FOLHA - Por que o tráfego é um "microcosmo da sociedade", como o sr. diz em seu livro?
VANDERBILT -
O tráfego talvez seja a manifestação mais verdadeira da sociedade, pois a rua e a estrada, diferentemente de outros lugares, em geral misturam pessoas de todas as idades, classes, raças, religiões etc.
Elas estão repletas de momentos de poder implícito, cheias de mostras ofensivas de egoísmo, de todo tipo de outros fenômenos psicológicos de muito interesse.

FOLHA - O sr. fala do tráfego como palco de conflitos de classe, conflitos de gênero e conflitos nacionalistas (como na Europa). O tráfego é um campo de batalha?
VANDERBILT -
Acho que ele oferece, definitivamente, um laboratório para entender como as pessoas tratam umas as outras.
Por exemplo, um experimento psicológico clássico é colocar um veículo diante de um sinal de trânsito fechado e, então, não mover o carro quando o sinal abrir.
Quando a pessoa que está no carro atrás buzina, verifica-se então quanto tempo ela buzina, para quem buzina etc.
Isso costuma indicar certos padrões previsíveis, como, por exemplo: homens buzinam mais que mulheres, pessoas em carros de alto padrão buzinam mais do que pessoas em carros mais simples.
Um estudo da Comunidade Europeia mostrou ser mais provável as pessoas buzinarem quando o veículo da frente tem placa de outro país.

FOLHA - O que os adesivos fixados em para-brisa têm a ver com a busca de identidade?
VANDERBILT -
No trânsito, frequentemente mantemos nosso desejo de nos comunicarmos como seres humanos, apesar de não dispormos de nossos sinais mais tradicionais para isso -como o contato visual.
Os adesivos fixados em para-brisas -mais comuns nos EUA- me parecem um esforço para fixar a identidade de alguém em meio a um mar de anonimato; ou seja, são um esforço para falar a um público.
Alguns psicólogos argumentam que esses adesivos são uma espécie de defesa territorial, na medida em que o carro representa um curioso paradoxo: um espaço privado imerso em um espaço público, o que potencializa a ansiedade.
Meu argumento é o de que, quanto mais adesivos estão fixados um carro, mais o motorista busca defender seu território -e, portanto, irá dirigir com mais agressividade.

FOLHA - O anonimato que o trânsito proporciona pode funcionar como uma arma?
VANDERBILT -
Sem dúvida. Psicólogos como Philip Zimbardo demonstraram como as pessoas estão, no mínimo, menos propensas a cooperar quando não veem ninguém. Já em casos extremos, agem mais violentamente contra aqueles que elas não podem ver.
Esse fenômeno é chamado de "desindividuação" e de fato pode ser amplificado por fenômenos como "sobrecarga sensorial" ou pressão do tempo -condições que se aplicam à perfeição no trânsito.

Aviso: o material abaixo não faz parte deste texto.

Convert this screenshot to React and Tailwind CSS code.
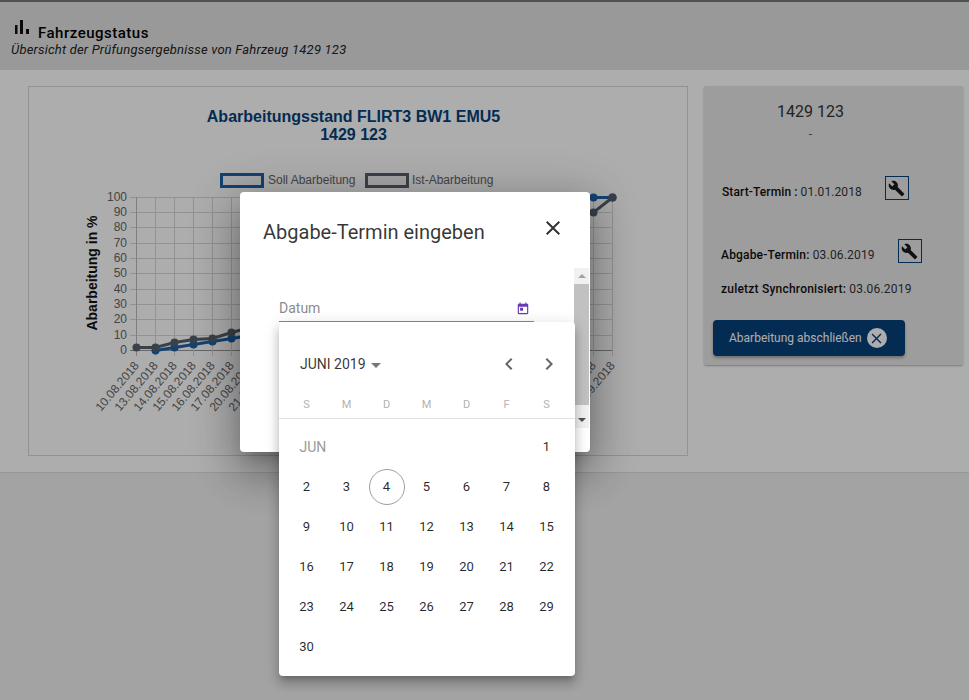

FOLHA - Motoristas e ciclistas -quem irá vencer a guerra?
VANDERBILT -
Prefiro não pensar nisso como uma competição, mas, sim, como acontece na Holanda, que ambos podem coexistir pacificamente.
Obviamente, a sociedade seria muito melhor se menos pessoas dirigissem e mais pessoas pedalassem.
Por isso, Copenhague é uma cidade muito mais agradável de viver -a cidade sustentável do futuro- e um lugar como Pequim, que é vista como uma cidade do futuro, está, na verdade, atrás de seu tempo.